Чтобы понять, что именно я называю набоковской жестокостью, стоит вспомнить парикмахера из Касбима, к которому отправился Гумберт незадолго до того, как его покинула Лолита. Несколькими точными штрихами писатель создает образ старого болтливого провинциального парикмахера: он вытирает свои очки о салфетку Гумберта, отвлекается от работы, демонстрируя Гумберту пожелтевшие газетные вырезки. И я понимаю, что такого парикмахера я встречал много раз в Турции. Но в последний момент Набоков наносит удар: Гумберту настолько не интересна болтовня старика, что лишь в последнюю минуту он осознает, что сын парикмахера, о котором написано в выцветших газетных вырезках, уже тридцать лет как умер.
В двух предложениях — писатель работал над ними около двух месяцев — Набоков воссоздал образ болтливого провинциального парикмахера с поистине чеховской любовью к мелочам (Набоков не скрывал, что всегда восхищался Чеховым); когда читатель уже готов проникнуться состраданием к потерявшему сына человеку, автор меняет тему и одной жестокой фразой расставляет акценты — герой-рассказчик совершенно не интересуется бедным парикмахером. Более того, мы, чувствуя любовное нетерпение Гумберта, понимаем, что и нам безразличен сын парикмахера, умерший тридцать лет назад.
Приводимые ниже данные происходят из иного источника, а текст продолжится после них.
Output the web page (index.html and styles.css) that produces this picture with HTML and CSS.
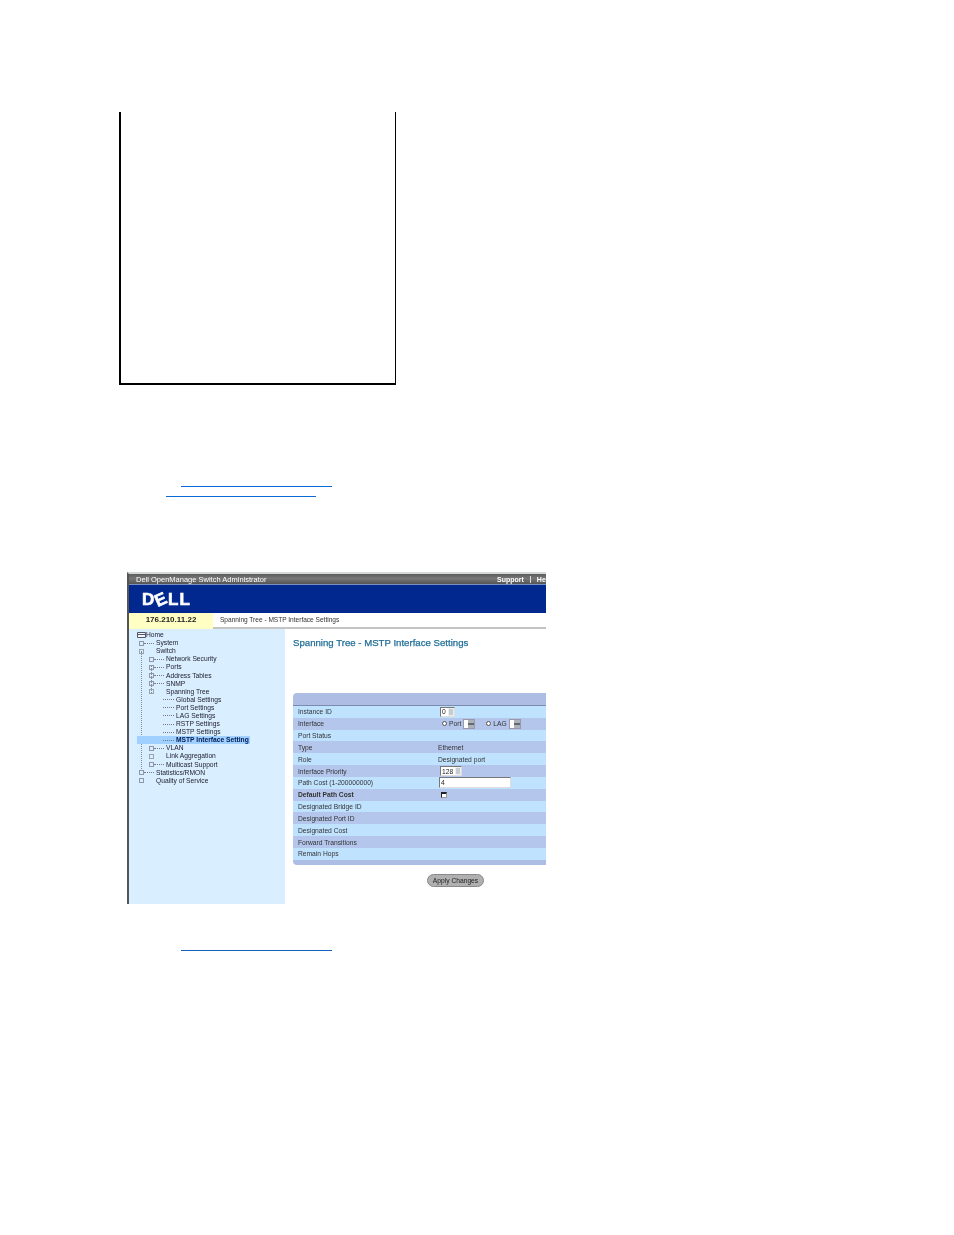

И мы, читатели, разделяем чувство вины за эту жестокость, осознавая, что она, жестокость, — плата за красоту. До тридцати лет, когда я читал Набокова, я испытывал странные угрызения совести и какую-то почти набоковскую гордость, которой я прикрывался как щитом. Такова была плата за красоту его романов и за удовольствие от их прочтения.